#### Data shown:
--*--

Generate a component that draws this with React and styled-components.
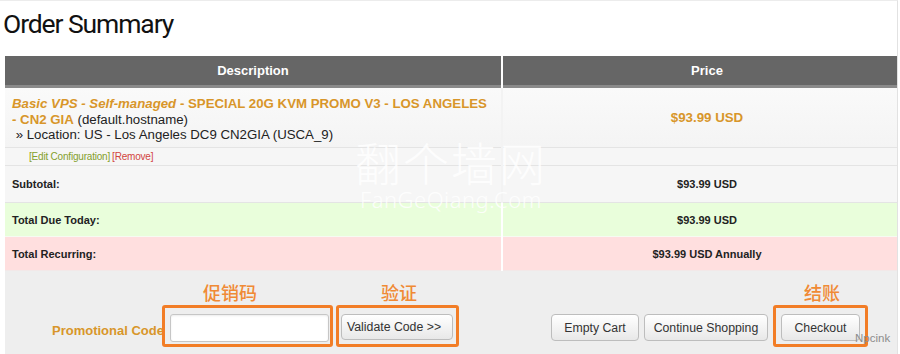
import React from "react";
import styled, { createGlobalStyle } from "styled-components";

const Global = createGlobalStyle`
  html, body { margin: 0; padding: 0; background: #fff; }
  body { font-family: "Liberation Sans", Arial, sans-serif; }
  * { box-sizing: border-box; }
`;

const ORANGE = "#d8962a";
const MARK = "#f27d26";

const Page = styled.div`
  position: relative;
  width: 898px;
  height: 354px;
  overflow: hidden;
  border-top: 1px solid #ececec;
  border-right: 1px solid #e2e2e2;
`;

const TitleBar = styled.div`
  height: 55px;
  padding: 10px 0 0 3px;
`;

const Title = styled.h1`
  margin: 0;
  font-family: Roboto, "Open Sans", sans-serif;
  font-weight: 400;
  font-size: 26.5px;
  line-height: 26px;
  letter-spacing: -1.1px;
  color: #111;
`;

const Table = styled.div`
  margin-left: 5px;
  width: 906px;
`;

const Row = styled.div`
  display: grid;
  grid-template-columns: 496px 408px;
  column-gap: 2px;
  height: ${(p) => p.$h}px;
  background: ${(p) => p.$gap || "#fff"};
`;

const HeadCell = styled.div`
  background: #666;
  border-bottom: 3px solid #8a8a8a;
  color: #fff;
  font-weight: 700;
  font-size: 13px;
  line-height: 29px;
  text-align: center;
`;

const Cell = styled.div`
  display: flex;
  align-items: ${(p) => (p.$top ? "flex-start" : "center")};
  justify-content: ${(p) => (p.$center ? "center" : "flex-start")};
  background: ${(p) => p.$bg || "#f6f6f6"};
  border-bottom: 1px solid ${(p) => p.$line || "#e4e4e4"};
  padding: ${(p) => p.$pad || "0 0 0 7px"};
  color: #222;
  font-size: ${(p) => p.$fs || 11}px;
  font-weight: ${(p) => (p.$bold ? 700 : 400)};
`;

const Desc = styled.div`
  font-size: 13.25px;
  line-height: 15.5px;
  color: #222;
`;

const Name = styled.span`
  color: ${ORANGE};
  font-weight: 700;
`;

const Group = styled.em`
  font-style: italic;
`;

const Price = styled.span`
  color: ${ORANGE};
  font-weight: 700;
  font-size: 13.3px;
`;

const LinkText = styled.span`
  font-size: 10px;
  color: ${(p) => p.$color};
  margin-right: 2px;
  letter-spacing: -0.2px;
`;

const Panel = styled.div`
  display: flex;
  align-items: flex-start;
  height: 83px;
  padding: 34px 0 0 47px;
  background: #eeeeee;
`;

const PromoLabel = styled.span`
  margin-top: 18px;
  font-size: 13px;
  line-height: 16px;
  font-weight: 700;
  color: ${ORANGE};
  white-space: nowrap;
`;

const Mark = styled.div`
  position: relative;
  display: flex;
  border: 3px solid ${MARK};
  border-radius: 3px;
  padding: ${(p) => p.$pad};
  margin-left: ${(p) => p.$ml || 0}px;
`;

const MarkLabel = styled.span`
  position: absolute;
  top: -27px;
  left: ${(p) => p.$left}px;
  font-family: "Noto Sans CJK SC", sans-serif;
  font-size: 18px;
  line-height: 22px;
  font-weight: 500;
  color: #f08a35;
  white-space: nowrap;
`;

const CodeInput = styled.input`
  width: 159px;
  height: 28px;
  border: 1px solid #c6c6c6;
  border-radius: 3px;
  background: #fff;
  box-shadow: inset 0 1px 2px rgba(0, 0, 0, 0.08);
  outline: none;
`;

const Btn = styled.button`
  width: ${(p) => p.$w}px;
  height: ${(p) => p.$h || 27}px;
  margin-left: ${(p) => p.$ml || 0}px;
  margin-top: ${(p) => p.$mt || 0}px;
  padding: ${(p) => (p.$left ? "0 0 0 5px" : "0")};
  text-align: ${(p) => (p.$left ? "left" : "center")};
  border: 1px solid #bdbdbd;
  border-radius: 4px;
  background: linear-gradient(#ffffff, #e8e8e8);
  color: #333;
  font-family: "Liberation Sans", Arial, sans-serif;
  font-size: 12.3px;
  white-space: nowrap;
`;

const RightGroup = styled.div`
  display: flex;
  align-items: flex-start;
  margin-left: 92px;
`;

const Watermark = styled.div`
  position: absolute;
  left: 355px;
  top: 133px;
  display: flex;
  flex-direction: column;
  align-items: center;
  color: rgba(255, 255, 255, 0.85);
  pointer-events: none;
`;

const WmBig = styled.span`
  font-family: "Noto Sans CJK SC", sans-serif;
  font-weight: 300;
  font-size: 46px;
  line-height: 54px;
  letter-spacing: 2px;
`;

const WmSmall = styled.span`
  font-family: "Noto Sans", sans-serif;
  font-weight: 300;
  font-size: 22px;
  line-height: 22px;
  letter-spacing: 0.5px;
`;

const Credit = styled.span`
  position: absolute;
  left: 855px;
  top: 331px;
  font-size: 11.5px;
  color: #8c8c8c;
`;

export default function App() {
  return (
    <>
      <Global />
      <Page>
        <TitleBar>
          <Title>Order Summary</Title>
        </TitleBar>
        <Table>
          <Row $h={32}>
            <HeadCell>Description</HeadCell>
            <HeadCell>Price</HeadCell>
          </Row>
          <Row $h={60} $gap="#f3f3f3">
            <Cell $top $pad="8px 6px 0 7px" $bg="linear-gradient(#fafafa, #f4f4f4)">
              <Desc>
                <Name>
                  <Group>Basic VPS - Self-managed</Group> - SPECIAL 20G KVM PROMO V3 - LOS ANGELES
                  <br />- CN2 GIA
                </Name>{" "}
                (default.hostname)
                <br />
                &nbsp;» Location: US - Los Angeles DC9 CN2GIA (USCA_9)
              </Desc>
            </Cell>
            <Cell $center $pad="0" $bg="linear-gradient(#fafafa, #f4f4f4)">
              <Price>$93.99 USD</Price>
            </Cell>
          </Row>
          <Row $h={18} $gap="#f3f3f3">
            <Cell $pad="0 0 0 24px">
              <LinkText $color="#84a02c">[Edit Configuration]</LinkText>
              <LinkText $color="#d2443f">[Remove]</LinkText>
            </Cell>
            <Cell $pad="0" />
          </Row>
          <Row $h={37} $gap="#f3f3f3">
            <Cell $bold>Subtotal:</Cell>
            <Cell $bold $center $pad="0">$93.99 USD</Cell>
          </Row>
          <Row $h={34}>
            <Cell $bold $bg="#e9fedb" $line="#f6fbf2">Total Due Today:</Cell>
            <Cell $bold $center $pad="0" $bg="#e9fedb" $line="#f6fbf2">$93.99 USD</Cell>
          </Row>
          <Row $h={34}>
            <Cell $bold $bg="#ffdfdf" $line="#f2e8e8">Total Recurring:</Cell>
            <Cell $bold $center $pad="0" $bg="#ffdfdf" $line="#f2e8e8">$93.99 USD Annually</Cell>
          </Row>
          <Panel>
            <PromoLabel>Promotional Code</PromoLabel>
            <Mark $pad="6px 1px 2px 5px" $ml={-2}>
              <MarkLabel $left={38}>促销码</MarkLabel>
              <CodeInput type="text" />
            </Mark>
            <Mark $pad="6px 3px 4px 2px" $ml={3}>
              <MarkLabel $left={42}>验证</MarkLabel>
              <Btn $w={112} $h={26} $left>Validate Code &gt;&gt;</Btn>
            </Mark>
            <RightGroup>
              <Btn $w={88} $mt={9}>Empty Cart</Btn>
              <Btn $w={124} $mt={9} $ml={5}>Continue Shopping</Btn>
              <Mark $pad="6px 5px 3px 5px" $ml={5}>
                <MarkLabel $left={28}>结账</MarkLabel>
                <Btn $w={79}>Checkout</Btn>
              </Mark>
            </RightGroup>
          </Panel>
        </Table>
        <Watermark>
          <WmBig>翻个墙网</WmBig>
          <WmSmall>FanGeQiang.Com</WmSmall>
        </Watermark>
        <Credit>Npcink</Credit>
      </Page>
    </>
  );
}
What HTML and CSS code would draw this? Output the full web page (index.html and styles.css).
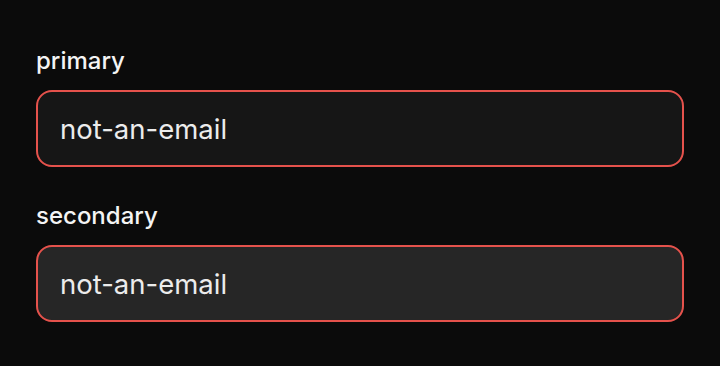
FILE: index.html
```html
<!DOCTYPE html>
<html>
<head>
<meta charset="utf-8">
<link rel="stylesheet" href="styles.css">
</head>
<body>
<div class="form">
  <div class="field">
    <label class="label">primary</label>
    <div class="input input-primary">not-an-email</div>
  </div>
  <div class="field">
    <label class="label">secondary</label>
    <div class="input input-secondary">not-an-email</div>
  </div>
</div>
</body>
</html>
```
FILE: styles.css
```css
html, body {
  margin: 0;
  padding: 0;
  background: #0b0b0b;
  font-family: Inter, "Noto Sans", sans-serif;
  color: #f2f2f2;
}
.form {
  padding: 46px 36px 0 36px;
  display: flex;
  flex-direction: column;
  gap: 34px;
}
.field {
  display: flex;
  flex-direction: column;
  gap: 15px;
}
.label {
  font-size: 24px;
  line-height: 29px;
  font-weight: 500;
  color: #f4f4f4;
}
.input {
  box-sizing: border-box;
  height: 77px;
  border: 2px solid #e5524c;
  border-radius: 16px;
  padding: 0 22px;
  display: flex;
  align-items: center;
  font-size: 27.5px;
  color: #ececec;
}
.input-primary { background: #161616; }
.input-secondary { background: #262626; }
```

--*--

#### Problem statement:
How many of the lines above include the string "this"? Answer with the number only.

#### Exercise response:
2